## REQUIRED TASK:
Among the lines below, count those containing the word "index". Give the number only.

## GIVEN MATERIAL:
····················

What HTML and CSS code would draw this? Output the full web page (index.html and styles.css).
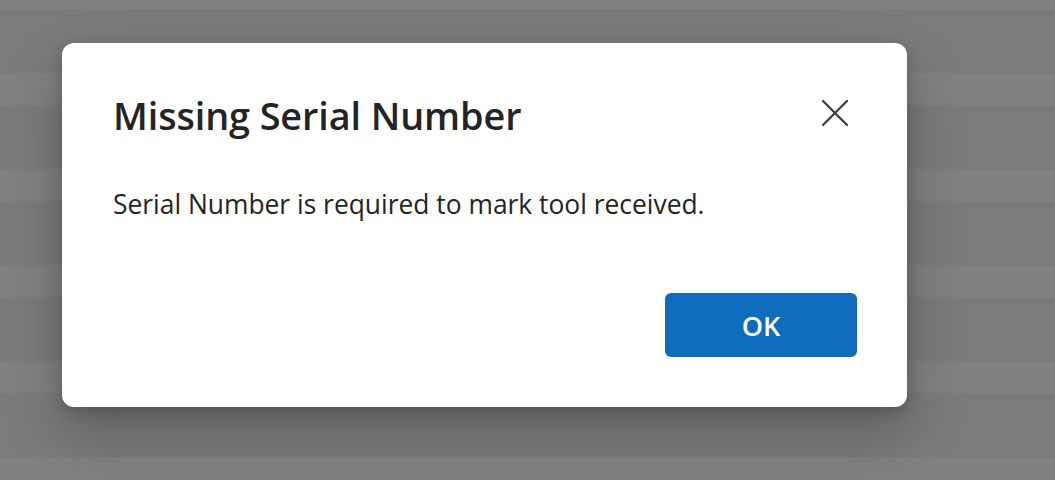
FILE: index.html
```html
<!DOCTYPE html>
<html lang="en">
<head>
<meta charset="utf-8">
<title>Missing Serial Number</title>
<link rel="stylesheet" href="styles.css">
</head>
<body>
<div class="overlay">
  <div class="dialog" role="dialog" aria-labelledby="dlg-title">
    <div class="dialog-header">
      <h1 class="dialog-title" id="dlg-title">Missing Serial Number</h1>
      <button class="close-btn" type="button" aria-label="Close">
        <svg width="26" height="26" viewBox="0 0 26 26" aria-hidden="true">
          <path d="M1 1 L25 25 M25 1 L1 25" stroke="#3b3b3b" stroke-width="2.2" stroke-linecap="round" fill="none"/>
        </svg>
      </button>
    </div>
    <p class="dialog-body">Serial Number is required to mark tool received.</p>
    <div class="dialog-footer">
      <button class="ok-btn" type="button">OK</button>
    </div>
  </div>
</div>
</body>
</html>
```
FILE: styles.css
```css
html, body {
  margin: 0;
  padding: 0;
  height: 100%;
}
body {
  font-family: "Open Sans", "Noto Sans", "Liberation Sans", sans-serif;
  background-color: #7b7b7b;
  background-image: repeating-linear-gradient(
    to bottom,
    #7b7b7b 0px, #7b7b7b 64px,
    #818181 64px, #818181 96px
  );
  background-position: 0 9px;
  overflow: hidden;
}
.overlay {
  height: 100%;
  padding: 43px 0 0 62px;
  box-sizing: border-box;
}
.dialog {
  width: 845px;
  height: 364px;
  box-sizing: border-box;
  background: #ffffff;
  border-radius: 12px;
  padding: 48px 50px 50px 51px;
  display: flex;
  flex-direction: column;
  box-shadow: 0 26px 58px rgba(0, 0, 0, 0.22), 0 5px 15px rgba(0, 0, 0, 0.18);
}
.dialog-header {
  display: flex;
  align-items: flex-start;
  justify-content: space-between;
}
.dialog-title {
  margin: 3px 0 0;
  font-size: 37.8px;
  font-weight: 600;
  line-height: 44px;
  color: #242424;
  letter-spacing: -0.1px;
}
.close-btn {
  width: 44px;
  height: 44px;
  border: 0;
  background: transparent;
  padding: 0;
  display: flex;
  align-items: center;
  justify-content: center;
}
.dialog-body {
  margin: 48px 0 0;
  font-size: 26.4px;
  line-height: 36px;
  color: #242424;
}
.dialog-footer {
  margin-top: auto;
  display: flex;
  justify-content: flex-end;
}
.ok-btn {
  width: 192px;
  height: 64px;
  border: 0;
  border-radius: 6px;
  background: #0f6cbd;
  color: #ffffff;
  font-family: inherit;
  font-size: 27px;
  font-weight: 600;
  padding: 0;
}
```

····················

## EXERCISE RESPONSE:
2